Apart from material costs, enterprises also incur significant training costs.

A centralised IP-network analysis system can also have a relevant impact on these costs. Here is a case taken from a large, US-based corporation in the media and entertainment segment:

By using configurable network analyser devices and data from network equipment agents that support SNMP, MIB and RMON, a centralised IP-network analysis system can show the overall health of a network. By using the same, common GUI across any LAN/WAN network technology and agents, a centralised IP-network analysis system reduces training requirements de facto. By adding the incremental engineering efficiency to the reduced training requirements stated above, for the purpose of ROI estimation, the financial impact on the training budget in the above example is, again, a reduction of around 40%.

Implementation costs

Although it may be agreed that centralised IP-network analysis systems can help large enterprises to increase revenues and decrease costs, the initial investment must be considered. The main cost components associated with the purchase of a next-generation centralised IP-network analysis system are:

* Initial non-recurring acquisition costs.

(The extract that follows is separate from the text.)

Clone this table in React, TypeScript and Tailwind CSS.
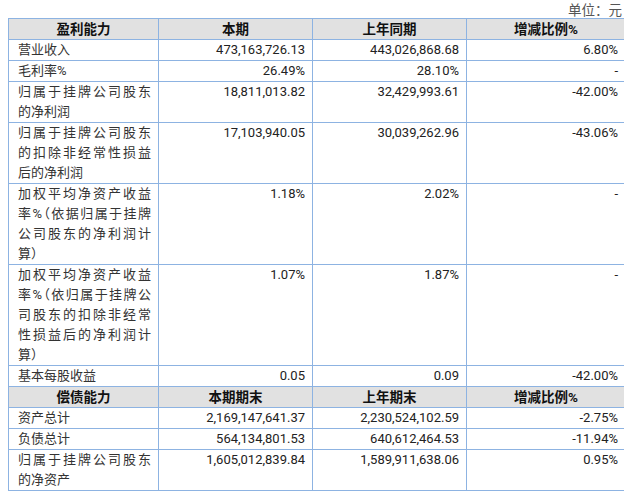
import React from "react"

type Row = {
  label: string[]
  cur: string
  prev: string
  change: string
}

const profitRows: Row[] = [
  { label: ["营业收入"], cur: "473,163,726.13", prev: "443,026,868.68", change: "6.80%" },
  { label: ["毛利率%"], cur: "26.49%", prev: "28.10%", change: "-" },
  { label: ["归属于挂牌公司股东", "的净利润"], cur: "18,811,013.82", prev: "32,429,993.61", change: "-42.00%" },
  {
    label: ["归属于挂牌公司股东", "的扣除非经常性损益", "后的净利润"],
    cur: "17,103,940.05",
    prev: "30,039,262.96",
    change: "-43.06%",
  },
  {
    label: ["加权平均净资产收益", "率%（依据归属于挂牌", "公司股东的净利润计", "算）"],
    cur: "1.18%",
    prev: "2.02%",
    change: "-",
  },
  {
    label: ["加权平均净资产收益", "率%（依归属于挂牌公", "司股东的扣除非经常", "性损益后的净利润计", "算）"],
    cur: "1.07%",
    prev: "1.87%",
    change: "-",
  },
  { label: ["基本每股收益"], cur: "0.05", prev: "0.09", change: "-42.00%" },
]

const debtRows: Row[] = [
  { label: ["资产总计"], cur: "2,169,147,641.37", prev: "2,230,524,102.59", change: "-2.75%" },
  { label: ["负债总计"], cur: "564,134,801.53", prev: "640,612,464.53", change: "-11.94%" },
  { label: ["归属于挂牌公司股东", "的净资产"], cur: "1,605,012,839.84", prev: "1,589,911,638.06", change: "0.95%" },
]

// border + cell basics
const cell = "border border-[#8db3e2] p-0 align-top leading-[20px]"

function Label({ lines }: { lines: string[] }) {
  return (
    <>
      {lines.map((l, i) => (
        <div
          key={i}
          className={`whitespace-nowrap ${lines.length > 1 && i < lines.length - 1 ? "[text-align-last:justify] text-justify" : ""}`}
        >
          {l}
        </div>
      ))}
    </>
  )
}

function HeadRow({ cols }: { cols: string[] }) {
  return (
    <tr className="bg-[#e1e1e1]">
      {cols.map((c, i) => (
        <td key={i} className={`${cell} text-center text-[13.5px] font-bold text-[#111]`}>
          {c}
        </td>
      ))}
    </tr>
  )
}

function DataRow({ row }: { row: Row }) {
  return (
    <tr>
      <td className={`${cell} pl-[9px] pr-[7px] text-[13px] text-[#333] [font-feature-settings:'halt']`}>
        <Label lines={row.label} />
      </td>
      <td className={`${cell} pr-[7px] text-right text-[13px]`}>{row.cur}</td>
      <td className={`${cell} pr-[7px] text-right text-[13px]`}>{row.prev}</td>
      <td className={`${cell} pr-[7px] text-right text-[13px]`}>{row.change}</td>
    </tr>
  )
}

export default function App() {
  return (
    <div className="w-[624px] h-[495px] overflow-hidden bg-white font-['Roboto','Noto_Sans_CJK_SC',sans-serif] text-[#222]">
      <div className="h-[18px] pr-[2px] text-right text-[13.5px] leading-[18px] text-[#555] font-['Noto_Sans_CJK_SC',sans-serif]">
        单位：元
      </div>
      <table className="ml-[8px] w-[617px] table-fixed border-collapse">
        <colgroup>
          <col className="w-[150px]" />
          <col className="w-[154px]" />
          <col className="w-[154px]" />
          <col className="w-[159px]" />
        </colgroup>
        <tbody>
          <HeadRow cols={["盈利能力", "本期", "上年同期", "增减比例%"]} />
          {profitRows.map((r, i) => (
            <DataRow key={i} row={r} />
          ))}
          <HeadRow cols={["偿债能力", "本期期末", "上年期末", "增减比例%"]} />
          {debtRows.map((r, i) => (
            <DataRow key={i} row={r} />
          ))}
        </tbody>
      </table>
    </div>
  )
}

* Commissioning costs such as training and data migration from existing tools.

* Eventual integration costs such as integrating the centralised IP-network analysis system with other in-house systems (billing, network management systems).

* Hardware costs such as new distributed data capture devices may be required.

An effective ROI model has to take all of these expenses into account.

How can Agilent help?

For a medium-sized enterprise, and for the purpose of ROI estimation, the non-recurring acquisition costs for the software licenses of Agilent's version of a centralised IP-network analysis system - the Network Troubleshooting Center - is in the region of $30 000, while hardware acquisition costs for Agilent's high-performance Network Analyzer acquisition devices typically start at $20 000. The actual costs depend on the number of devices and interfaces that the centralised IP-network analysis system will be expected to monitor simultaneously. Note that an investment in Agilent's solution is outright ownership, and no re-licensing is required. This increases ROI over a period of time by avoiding recurring additional licensing costs.

Conclusion

By adopting an ROI calculation, large enterprises can benefit from a model that enables them to concentrate the decision of investing in a centralised IP-network analysis system on revenue and cost impacts. By tailoring the data according to their situations, the ROI model can support the calculation of revenue, cost impacts and payback time for any given project.